Shareholder Litigation
A State Street shareholder has filed a purported class action complaint against the Company alleging that the Company’s financial statements in its annual reports for the 2011-14 period were misleading due to the inclusion of revenues associated with the Transition Management and Invoicing matters. In addition, a State Street shareholder has filed a derivative complaint against the Company's past and present officers and directors to recover alleged losses incurred by the Company relating to the Invoicing Matter and to our January 2016 settlement with the SEC concerning Ohio public retirement plans.
Income Taxes
In determining our provision for income taxes, we make certain judgments and interpretations with respect to tax laws in jurisdictions in which we have business operations. Because of the complex nature of these laws, in the normal course of our business, we are subject to challenges from U.S. and non-U.S. income tax authorities regarding the amount of income taxes due. These challenges may result in adjustments to the timing or amount of taxable income or deductions or the allocation of taxable income among tax jurisdictions.

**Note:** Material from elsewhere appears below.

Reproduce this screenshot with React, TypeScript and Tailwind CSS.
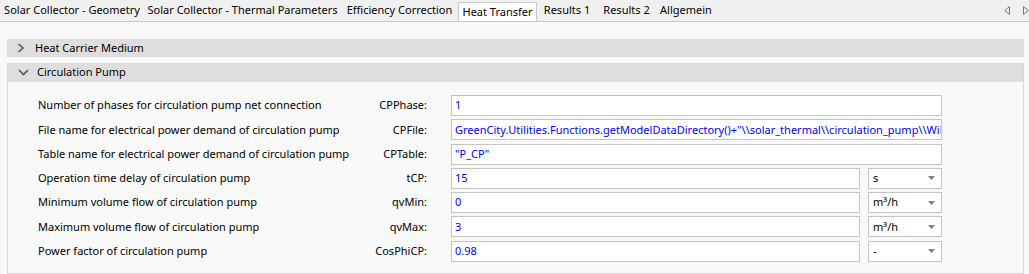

We recognize a tax benefit when it is more likely than not that our position will result in a tax deduction or credit. Unrecognized tax benefits of approximately $63 million as of September 30, 2017 decreased from $71 million as of December 31, 2016.
We are presently under audit by a number of tax authorities and the Internal Revenue Service is currently reviewing our U.S. income tax returns for the tax years 2014 and 2015. The earliest tax year open to examination in jurisdictions where we have material operations is 2010. Management believes that we have sufficiently accrued liabilities as of September 30, 2017 for tax exposures.